— START OF Supplied material —

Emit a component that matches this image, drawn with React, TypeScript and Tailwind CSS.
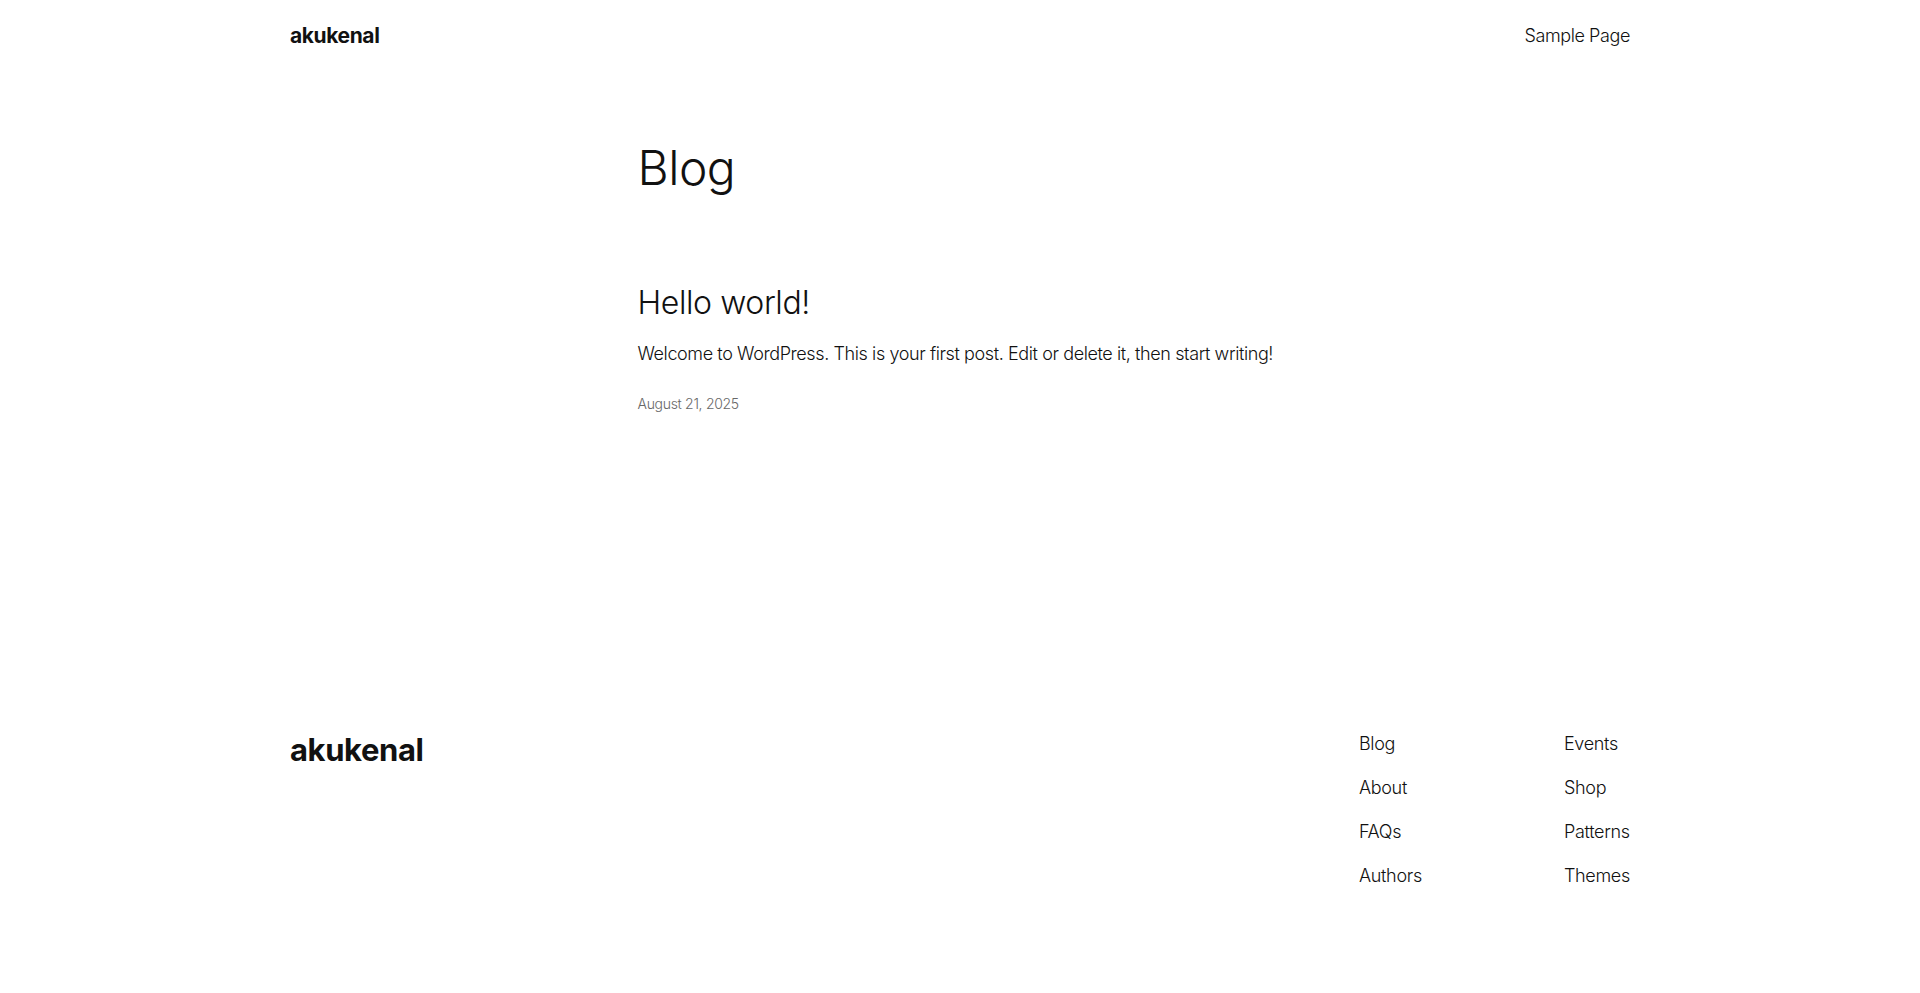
const footerLinks = [
  ['Blog', 'About', 'FAQs', 'Authors'],
  ['Events', 'Shop', 'Patterns', 'Themes'],
];

export default function App() {
  return (
    <div className="min-h-screen bg-white text-[#111111] font-['Inter','Noto_Sans',sans-serif] font-light">
      {/* Header */}
      <header className="mx-auto flex h-[70px] max-w-[1340px] items-center justify-between">
        <a href="#" className="text-[21px] font-bold tracking-[-0.4px] leading-none">
          akukenal
        </a>
        <nav>
          <a href="#" className="text-[18px] tracking-[-0.4px]">
            Sample Page
          </a>
        </nav>
      </header>

      {/* Main */}
      <main className="mx-auto mt-[69px] max-w-[645px]">
        <h1 className="text-[48px] leading-[1.2] font-light tracking-[-0.5px]">Blog</h1>

        <article className="mt-[87px]">
          <h2 className="text-[32px] leading-[1.2] font-light tracking-[-0.4px]">
            <a href="#">Hello world!</a>
          </h2>
          <p className="mt-[19px] whitespace-nowrap text-[18px] leading-[1.4] tracking-[-0.4px]">
            Welcome to WordPress. This is your first post. Edit or delete it, then start writing!
          </p>
          <time className="mt-[28px] block text-[14px] leading-[1.4] tracking-[-0.3px] text-[#686868]">
            August 21, 2025
          </time>
        </article>
      </main>

      {/* Footer */}
      <footer className="mx-auto mt-[317px] flex max-w-[1340px] items-start justify-between pb-[50px]">
        <a href="#" className="text-[31px] leading-[1.2] font-bold tracking-[-0.4px]">
          akukenal
        </a>
        <div className="flex">
          {footerLinks.map((col, i) => (
            <ul key={i} className={`flex flex-col gap-[19px] ${i === 0 ? 'w-[205px]' : ''}`}>
              {col.map((label) => (
                <li key={label}>
                  <a href="#" className="text-[18px] leading-[1.4] tracking-[-0.3px]">
                    {label}
                  </a>
                </li>
              ))}
            </ul>
          ))}
        </div>
      </footer>
    </div>
  );
}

— END OF Supplied material —

Give an exact copy of the material, leaving out every picture.

Emit a component that matches this image, drawn with React, TypeScript and Tailwind CSS.
const footerLinks = [
  ['Blog', 'About', 'FAQs', 'Authors'],
  ['Events', 'Shop', 'Patterns', 'Themes'],
];

export default function App() {
  return (
    <div className="min-h-screen bg-white text-[#111111] font-['Inter','Noto_Sans',sans-serif] font-light">
      {/* Header */}
      <header className="mx-auto flex h-[70px] max-w-[1340px] items-center justify-between">
        <a href="#" className="text-[21px] font-bold tracking-[-0.4px] leading-none">
          akukenal
        </a>
        <nav>
          <a href="#" className="text-[18px] tracking-[-0.4px]">
            Sample Page
          </a>
        </nav>
      </header>

      {/* Main */}
      <main className="mx-auto mt-[69px] max-w-[645px]">
        <h1 className="text-[48px] leading-[1.2] font-light tracking-[-0.5px]">Blog</h1>

        <article className="mt-[87px]">
          <h2 className="text-[32px] leading-[1.2] font-light tracking-[-0.4px]">
            <a href="#">Hello world!</a>
          </h2>
          <p className="mt-[19px] whitespace-nowrap text-[18px] leading-[1.4] tracking-[-0.4px]">
            Welcome to WordPress. This is your first post. Edit or delete it, then start writing!
          </p>
          <time className="mt-[28px] block text-[14px] leading-[1.4] tracking-[-0.3px] text-[#686868]">
            August 21, 2025
          </time>
        </article>
      </main>

      {/* Footer */}
      <footer className="mx-auto mt-[317px] flex max-w-[1340px] items-start justify-between pb-[50px]">
        <a href="#" className="text-[31px] leading-[1.2] font-bold tracking-[-0.4px]">
          akukenal
        </a>
        <div className="flex">
          {footerLinks.map((col, i) => (
            <ul key={i} className={`flex flex-col gap-[19px] ${i === 0 ? 'w-[205px]' : ''}`}>
              {col.map((label) => (
                <li key={label}>
                  <a href="#" className="text-[18px] leading-[1.4] tracking-[-0.3px]">
                    {label}
                  </a>
                </li>
              ))}
            </ul>
          ))}
        </div>
      </footer>
    </div>
  );
}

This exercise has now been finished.